The dynamodb-encryption-sdk requires cryptography libraries as a dependency. Both of these libraries are platform-dependent and must be installed for a specific operating system. Since Lambda functions use Amazon Linux, you must install these libraries for Amazon Linux even if you are developing application code on different operating system. To do this, use the get_AMI_packages_cryptography.sh script to download the Docker image, install dependencies within the image, and export files to be used by our Lambda layer.
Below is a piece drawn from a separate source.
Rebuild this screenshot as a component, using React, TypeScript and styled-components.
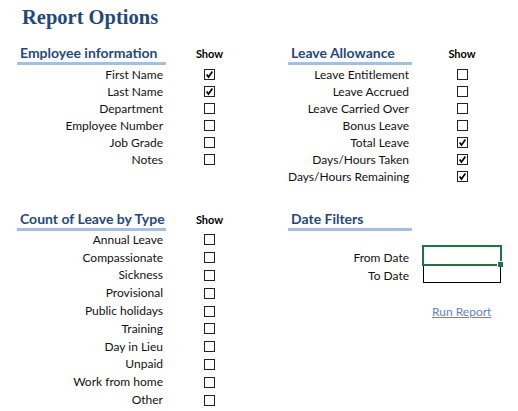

If you are processing DynamoDB items at a high frequency and large scale, you might exceed the AWS KMS requests-per-second limit, causing processing delays. You can use tools such as JMeter to test the required throughput based on the expected traffic for this serverless application. If you need to exceed a quota, you can request a quota increase in Service Quotas. Use the Service Quotas console or the RequestServiceQuotaIncrease operation. For details, see Requesting a quota increase in the Service Quotas User Guide. If Service Quotas for AWS KMS are not available in the AWS Region, create a case in the AWS Support Center.

After following this walkthrough, to avoid incurring future charges, delete the resources following step 7 of the README file.

Conclusion

This post shows how to use AWS Serverless services to design a secure, reliable, and cost-optimized tokenization solution. It can be integrated with applications to protect sensitive information and manage access using strict controls with less operational overhead.